What’s the Difference Between a DOT and Non-DOT Drug Test?
In order to best explain the differences between a DOT and non-DOT drug test, we first should clarify two terms often used in drug testing; regulated and non-regulated workplace testing. Having a firm grasp on the nomenclature is principal to administering the programs as intended.
Companies falling under the authority of one of the five Department of Transportation (DOT) agencies and with employees in safety-sensitive job positions are required to follow regulated workplace drug and alcohol testing practices at the behest of the federal government. Airlines and trucking companies are only two examples of companies that follow regulated workplace testing, also known as DOT testing, on employees working in safety-sensitive capacities. Non-regulated workplace testing is the category that describes everyone else and is also known as non-DOT testing.
In regulated workplace testing, companies follow the Department of Transportation’s procedures for conducting workplace drug and alcohol testing, often referred to as 49 CFR Part 40. This Federal regulation details when testing can be conducted, who may conduct a test, where testing can occur, what drugs should be tested, the specific steps for collecting a specimen, and the roles and responsibilities of involved parties.
All DOT drug tests test for the same 5 drugs; THC, cocaine, opioids, PCP, and amphetamines. At present, urine is the only approved testing medium and all urine specimens are sent to a HHS certified laboratory for analysis. A Federal Custody and Control Form must always be used to document the donor information, specimen collection, lab result and MRO information. A non-Federal CCF must never be used to document a DOT test.
Non-regulated, or non-DOT tests, can test for any number of drugs and are free to use testing mediums other than urine such as hair or saliva. A company may also choose to use rapid or instant drug test kits that provide results in minutes rather than send a specimen to a lab for analysis. Rapid drug tests are not allowed for use in DOT testing. However, because the DOT drug testing protocol has become the “gold standard” for drug testing, companies that wish to establish the most legally defensible drug testing program design their drug testing program to mimic the DOT regulations.

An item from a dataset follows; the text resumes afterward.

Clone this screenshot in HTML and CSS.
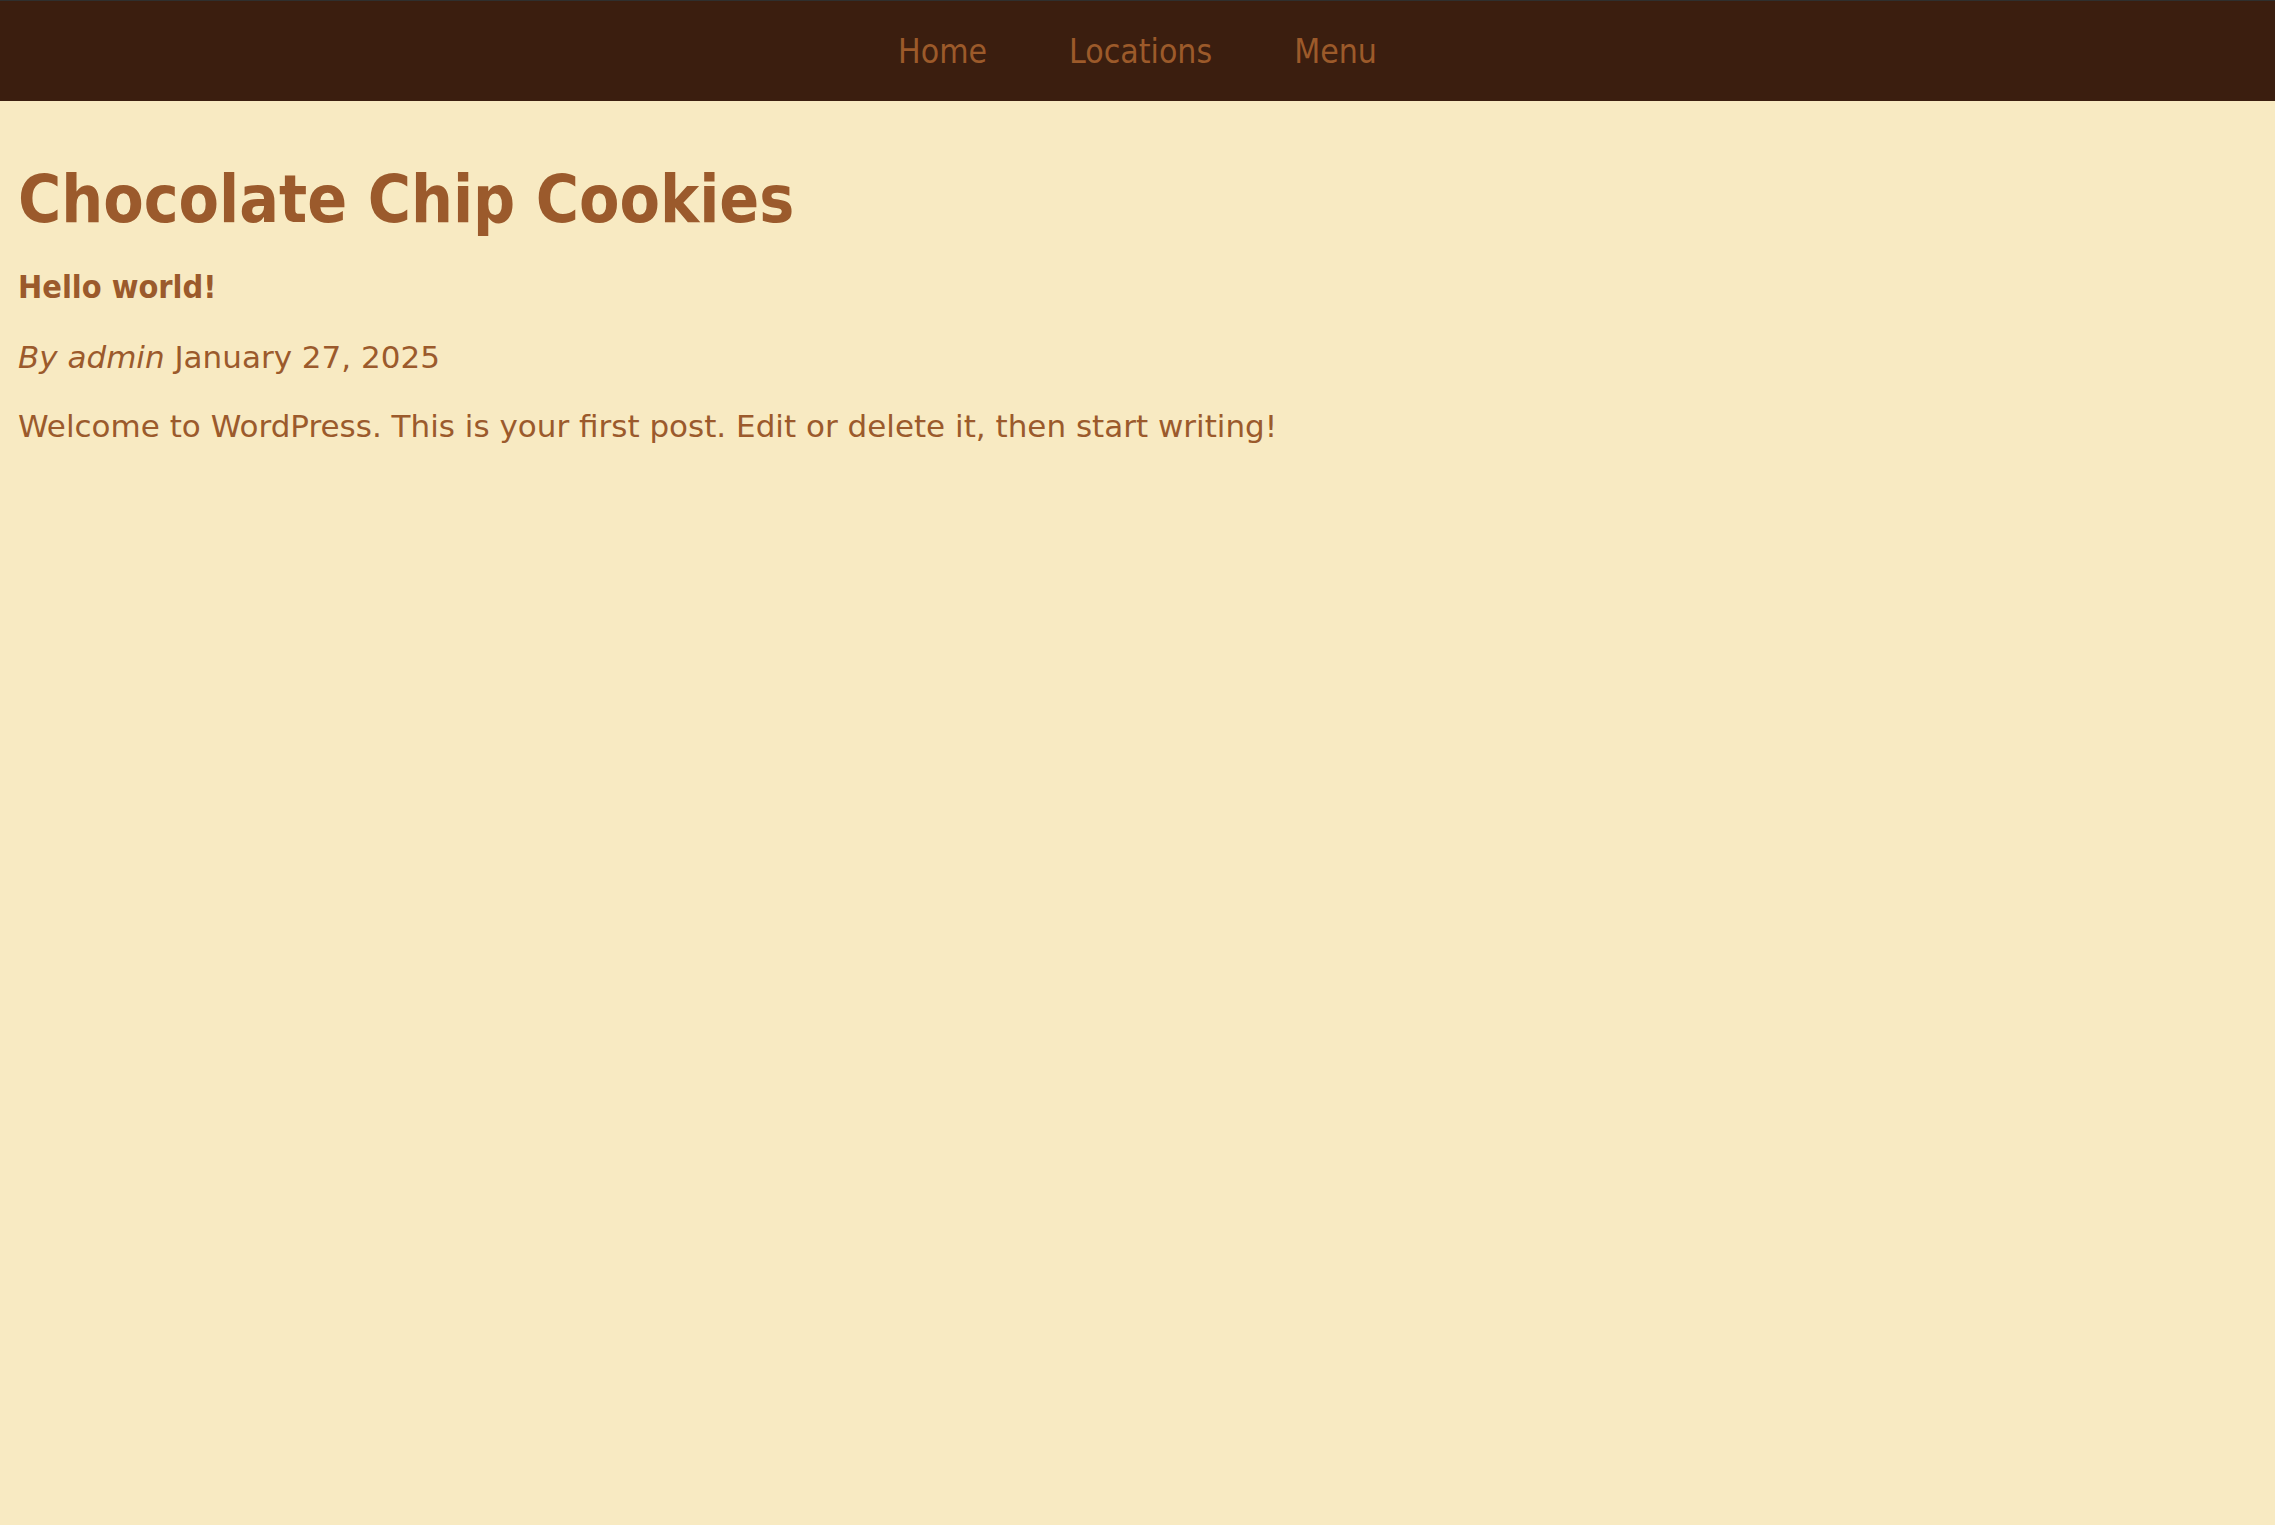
FILE: index.html
```html
<!DOCTYPE html>
<html lang="en">
<head>
<meta charset="utf-8">
<title>Chocolate Chip Cookies</title>
<link rel="stylesheet" href="styles.css">
</head>
<body>
<nav class="site-nav">
  <a class="nav-link" href="#">Home</a>
  <a class="nav-link" href="#">Locations</a>
  <a class="nav-link" href="#">Menu</a>
</nav>
<main class="content">
  <h1 class="page-title">Chocolate Chip Cookies</h1>
  <article class="post">
    <h2 class="post-title">Hello world!</h2>
    <p class="post-meta"><em>By admin</em> January 27, 2025</p>
    <p class="post-body">Welcome to WordPress. This is your first post. Edit or delete it, then start writing!</p>
  </article>
</main>
</body>
</html>
```
FILE: styles.css
```css
html {
  background: #f8eac2;
}
html, body {
  margin: 0;
  padding: 0;
}
body {
  color: #9b5a2c;
  font-family: "DejaVu Sans", sans-serif;
}
.site-nav {
  height: 100px;
  border-top: 1px solid #2f2f2e;
  background: #3b1e0f;
  display: flex;
  justify-content: center;
  align-items: center;
  gap: 82px;
}
.nav-link {
  font-family: "DejaVu Sans Condensed", "DejaVu Sans", sans-serif;
  font-stretch: condensed;
  font-size: 33.5px;
  color: #9c5a2a;
  text-decoration: none;
}
.content {
  padding: 0 18px;
}
.page-title {
  font-family: "DejaVu Sans Condensed", "DejaVu Sans", sans-serif;
  font-stretch: condensed;
  font-weight: bold;
  font-size: 65.5px;
  line-height: 78px;
  margin: 59px 0 0;
}
.post-title {
  font-family: "DejaVu Sans Condensed", "DejaVu Sans", sans-serif;
  font-stretch: condensed;
  font-weight: bold;
  font-size: 32.2px;
  line-height: 38px;
  margin: 30px 0 0;
}
.post-meta, .post-body {
  font-size: 31px;
  line-height: 36px;
  margin: 33px 0 0;
}
.post-meta em {
  font-style: italic;
}
```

It is not uncommon for a company to send an employee for both a DOT and non-DOT test at the same time. In this scenario, the collector would collect and split the first urine specimen for the DOT test, following the proper DOT test protocols and documenting the information on the Federal CCF. After completing the DOT test, the collector would initiate a non-DOT test, collecting a second specimen from the donor, documenting the information on a non-Federal CCF. The collector should never collect a single urine specimen and split the specimen between the two test types. Knowing what is and is not allowed for both DOT and non-DOT testing further fortifies a company’s drug testing program so that test results can stand if presented in a court of law.